▶ **Exercise directions**
Copy every line, exactly and only, from the line containing "Write a component that recreates this screenshot with React and" to the line containing "Search, X, Star", both lines included.

▶ **Provided data**
• • • • •

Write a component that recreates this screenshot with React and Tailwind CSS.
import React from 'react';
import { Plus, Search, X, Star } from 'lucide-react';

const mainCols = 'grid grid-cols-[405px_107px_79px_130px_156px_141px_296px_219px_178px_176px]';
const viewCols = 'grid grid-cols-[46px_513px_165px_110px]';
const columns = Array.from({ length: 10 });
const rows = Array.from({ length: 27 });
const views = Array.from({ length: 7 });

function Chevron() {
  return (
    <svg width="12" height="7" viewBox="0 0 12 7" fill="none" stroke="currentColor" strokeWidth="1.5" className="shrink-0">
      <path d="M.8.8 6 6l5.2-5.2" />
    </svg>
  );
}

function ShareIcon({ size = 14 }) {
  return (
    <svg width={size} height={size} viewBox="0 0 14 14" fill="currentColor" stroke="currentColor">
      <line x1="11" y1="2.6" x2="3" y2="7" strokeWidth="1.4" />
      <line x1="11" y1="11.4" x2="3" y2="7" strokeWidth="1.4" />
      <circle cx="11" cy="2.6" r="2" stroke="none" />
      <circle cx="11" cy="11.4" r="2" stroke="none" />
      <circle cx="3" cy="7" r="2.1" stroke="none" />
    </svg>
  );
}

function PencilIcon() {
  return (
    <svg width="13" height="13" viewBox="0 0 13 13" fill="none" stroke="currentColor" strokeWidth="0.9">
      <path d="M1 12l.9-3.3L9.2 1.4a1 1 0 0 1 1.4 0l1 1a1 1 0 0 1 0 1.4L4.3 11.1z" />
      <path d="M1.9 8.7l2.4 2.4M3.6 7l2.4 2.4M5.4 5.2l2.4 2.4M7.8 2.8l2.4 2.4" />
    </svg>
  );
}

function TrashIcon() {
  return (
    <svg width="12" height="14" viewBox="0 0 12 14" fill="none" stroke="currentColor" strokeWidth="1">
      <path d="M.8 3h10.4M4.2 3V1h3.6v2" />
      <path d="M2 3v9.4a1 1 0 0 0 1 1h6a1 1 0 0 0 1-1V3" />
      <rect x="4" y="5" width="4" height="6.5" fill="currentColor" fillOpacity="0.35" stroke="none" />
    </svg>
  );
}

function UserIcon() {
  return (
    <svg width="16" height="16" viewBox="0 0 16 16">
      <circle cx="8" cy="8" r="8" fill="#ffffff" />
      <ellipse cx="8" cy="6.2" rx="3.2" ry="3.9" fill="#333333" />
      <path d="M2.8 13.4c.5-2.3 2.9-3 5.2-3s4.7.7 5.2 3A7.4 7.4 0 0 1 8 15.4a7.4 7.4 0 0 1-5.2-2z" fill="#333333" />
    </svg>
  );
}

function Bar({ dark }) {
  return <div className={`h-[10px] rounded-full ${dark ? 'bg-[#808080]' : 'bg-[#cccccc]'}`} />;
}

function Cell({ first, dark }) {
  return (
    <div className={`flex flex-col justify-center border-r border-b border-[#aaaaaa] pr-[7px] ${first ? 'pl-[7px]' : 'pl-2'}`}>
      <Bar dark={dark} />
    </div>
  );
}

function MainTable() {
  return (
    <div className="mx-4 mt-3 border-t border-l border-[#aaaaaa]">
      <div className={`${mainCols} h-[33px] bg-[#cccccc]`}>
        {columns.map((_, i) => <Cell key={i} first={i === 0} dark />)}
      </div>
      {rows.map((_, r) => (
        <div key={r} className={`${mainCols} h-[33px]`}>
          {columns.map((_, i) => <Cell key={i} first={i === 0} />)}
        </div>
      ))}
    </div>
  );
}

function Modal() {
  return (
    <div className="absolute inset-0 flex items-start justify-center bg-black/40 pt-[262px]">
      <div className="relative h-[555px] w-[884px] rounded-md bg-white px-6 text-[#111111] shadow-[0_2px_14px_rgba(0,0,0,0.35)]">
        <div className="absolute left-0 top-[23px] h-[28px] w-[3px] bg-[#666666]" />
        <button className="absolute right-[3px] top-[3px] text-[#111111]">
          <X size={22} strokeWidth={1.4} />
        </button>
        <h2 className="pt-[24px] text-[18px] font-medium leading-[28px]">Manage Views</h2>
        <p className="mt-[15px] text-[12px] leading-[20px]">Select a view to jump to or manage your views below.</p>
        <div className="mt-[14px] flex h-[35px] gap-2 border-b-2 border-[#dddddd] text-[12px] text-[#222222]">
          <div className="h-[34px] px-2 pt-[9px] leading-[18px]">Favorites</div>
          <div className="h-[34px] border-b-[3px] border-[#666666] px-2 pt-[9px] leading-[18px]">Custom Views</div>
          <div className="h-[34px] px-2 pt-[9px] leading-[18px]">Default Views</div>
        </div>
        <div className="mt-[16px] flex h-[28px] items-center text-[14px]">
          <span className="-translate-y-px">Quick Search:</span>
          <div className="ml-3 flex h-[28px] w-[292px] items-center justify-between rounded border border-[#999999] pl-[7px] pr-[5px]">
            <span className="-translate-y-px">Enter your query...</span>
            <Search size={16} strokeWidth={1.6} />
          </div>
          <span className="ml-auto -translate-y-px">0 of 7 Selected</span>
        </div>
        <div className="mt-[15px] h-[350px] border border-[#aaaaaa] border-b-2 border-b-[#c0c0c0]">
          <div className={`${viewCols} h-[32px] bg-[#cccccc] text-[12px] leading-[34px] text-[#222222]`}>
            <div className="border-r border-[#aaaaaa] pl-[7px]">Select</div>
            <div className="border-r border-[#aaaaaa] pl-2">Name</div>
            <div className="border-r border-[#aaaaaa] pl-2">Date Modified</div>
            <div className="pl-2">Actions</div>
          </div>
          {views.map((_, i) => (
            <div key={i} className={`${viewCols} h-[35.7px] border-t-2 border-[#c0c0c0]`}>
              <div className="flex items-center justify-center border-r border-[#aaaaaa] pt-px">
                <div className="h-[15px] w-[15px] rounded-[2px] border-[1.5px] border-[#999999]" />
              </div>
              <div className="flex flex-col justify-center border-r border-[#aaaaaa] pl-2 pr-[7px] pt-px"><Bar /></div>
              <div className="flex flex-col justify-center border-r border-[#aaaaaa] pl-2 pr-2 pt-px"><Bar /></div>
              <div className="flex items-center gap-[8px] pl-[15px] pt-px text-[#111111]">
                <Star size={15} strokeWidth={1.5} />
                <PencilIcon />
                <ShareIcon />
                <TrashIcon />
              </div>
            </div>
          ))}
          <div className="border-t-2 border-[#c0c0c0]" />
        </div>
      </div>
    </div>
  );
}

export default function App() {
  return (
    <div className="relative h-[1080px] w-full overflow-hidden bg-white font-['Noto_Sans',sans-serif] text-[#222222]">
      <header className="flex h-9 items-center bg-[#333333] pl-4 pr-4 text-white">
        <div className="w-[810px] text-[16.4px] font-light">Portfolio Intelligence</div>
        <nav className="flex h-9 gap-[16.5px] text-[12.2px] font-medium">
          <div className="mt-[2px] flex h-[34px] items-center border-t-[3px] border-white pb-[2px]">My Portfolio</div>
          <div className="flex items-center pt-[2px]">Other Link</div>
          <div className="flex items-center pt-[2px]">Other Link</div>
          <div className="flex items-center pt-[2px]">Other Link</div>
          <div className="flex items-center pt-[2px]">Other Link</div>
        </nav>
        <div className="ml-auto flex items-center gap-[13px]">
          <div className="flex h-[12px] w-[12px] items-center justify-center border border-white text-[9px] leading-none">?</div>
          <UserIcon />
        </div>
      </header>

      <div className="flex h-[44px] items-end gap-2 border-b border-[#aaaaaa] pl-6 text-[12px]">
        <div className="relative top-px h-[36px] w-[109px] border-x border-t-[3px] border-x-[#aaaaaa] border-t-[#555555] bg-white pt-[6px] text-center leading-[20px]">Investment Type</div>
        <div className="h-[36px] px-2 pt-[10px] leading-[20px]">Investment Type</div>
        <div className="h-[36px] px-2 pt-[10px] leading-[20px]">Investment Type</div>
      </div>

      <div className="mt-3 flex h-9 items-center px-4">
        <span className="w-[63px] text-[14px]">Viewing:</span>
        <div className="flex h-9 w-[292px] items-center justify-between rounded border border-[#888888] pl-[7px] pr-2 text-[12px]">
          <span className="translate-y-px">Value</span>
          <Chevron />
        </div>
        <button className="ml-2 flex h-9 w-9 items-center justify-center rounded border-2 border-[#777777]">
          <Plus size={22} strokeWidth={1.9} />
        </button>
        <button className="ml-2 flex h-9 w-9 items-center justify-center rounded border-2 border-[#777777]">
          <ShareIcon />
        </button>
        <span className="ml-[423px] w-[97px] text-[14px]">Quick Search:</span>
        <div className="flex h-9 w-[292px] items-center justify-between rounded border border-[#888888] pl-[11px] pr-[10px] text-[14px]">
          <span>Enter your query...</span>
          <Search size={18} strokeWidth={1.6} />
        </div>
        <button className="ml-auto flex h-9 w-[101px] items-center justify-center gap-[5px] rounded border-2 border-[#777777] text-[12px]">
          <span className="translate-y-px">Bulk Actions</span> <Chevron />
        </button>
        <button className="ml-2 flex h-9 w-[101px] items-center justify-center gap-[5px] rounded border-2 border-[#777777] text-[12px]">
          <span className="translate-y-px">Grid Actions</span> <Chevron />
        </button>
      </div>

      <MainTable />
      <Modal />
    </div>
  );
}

• • • • •

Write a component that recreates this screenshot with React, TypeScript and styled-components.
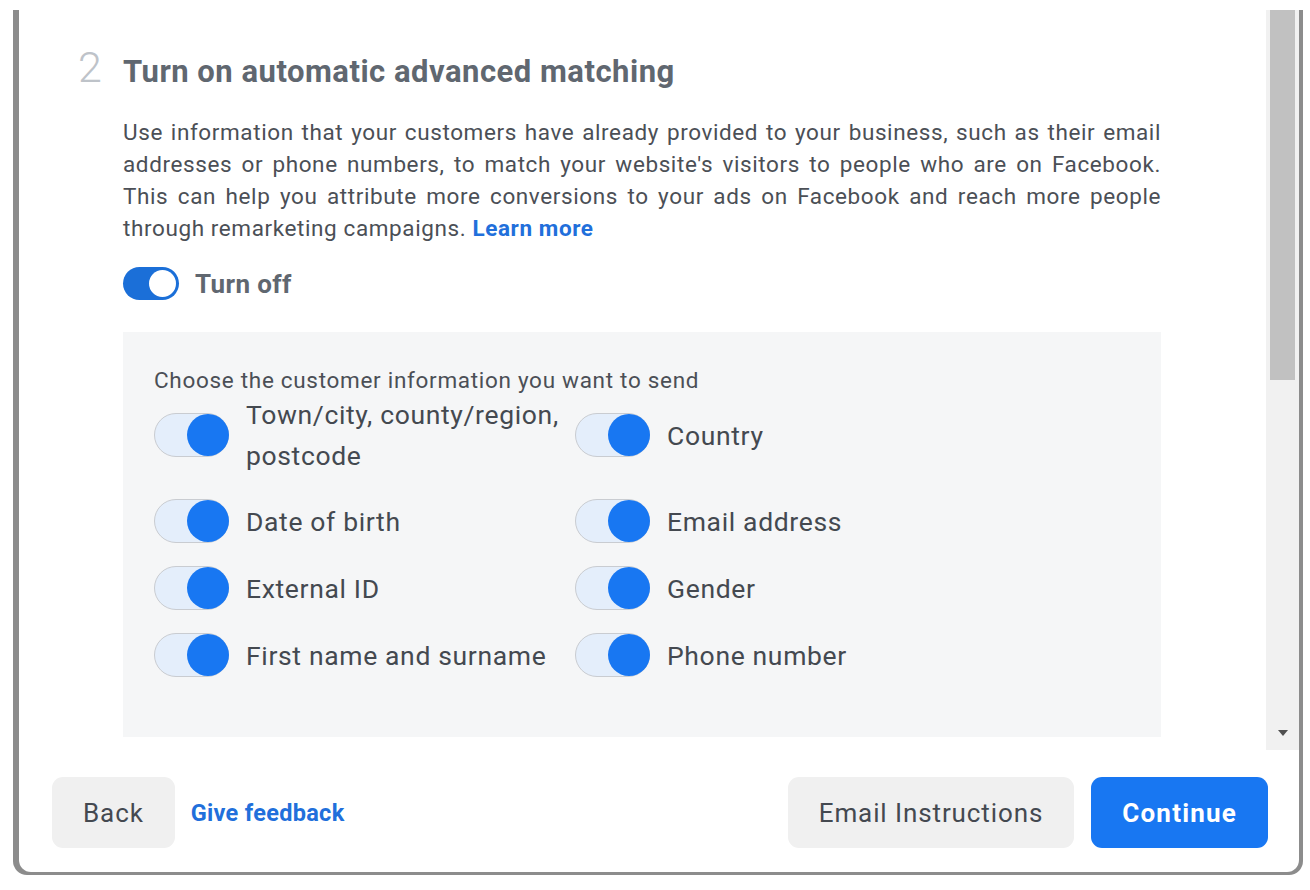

• • • • •

▶ **Solved problem**
Write a component that recreates this screenshot with React and Tailwind CSS.
import React from 'react';
import { Plus, Search, X, Star } from 'lucide-react';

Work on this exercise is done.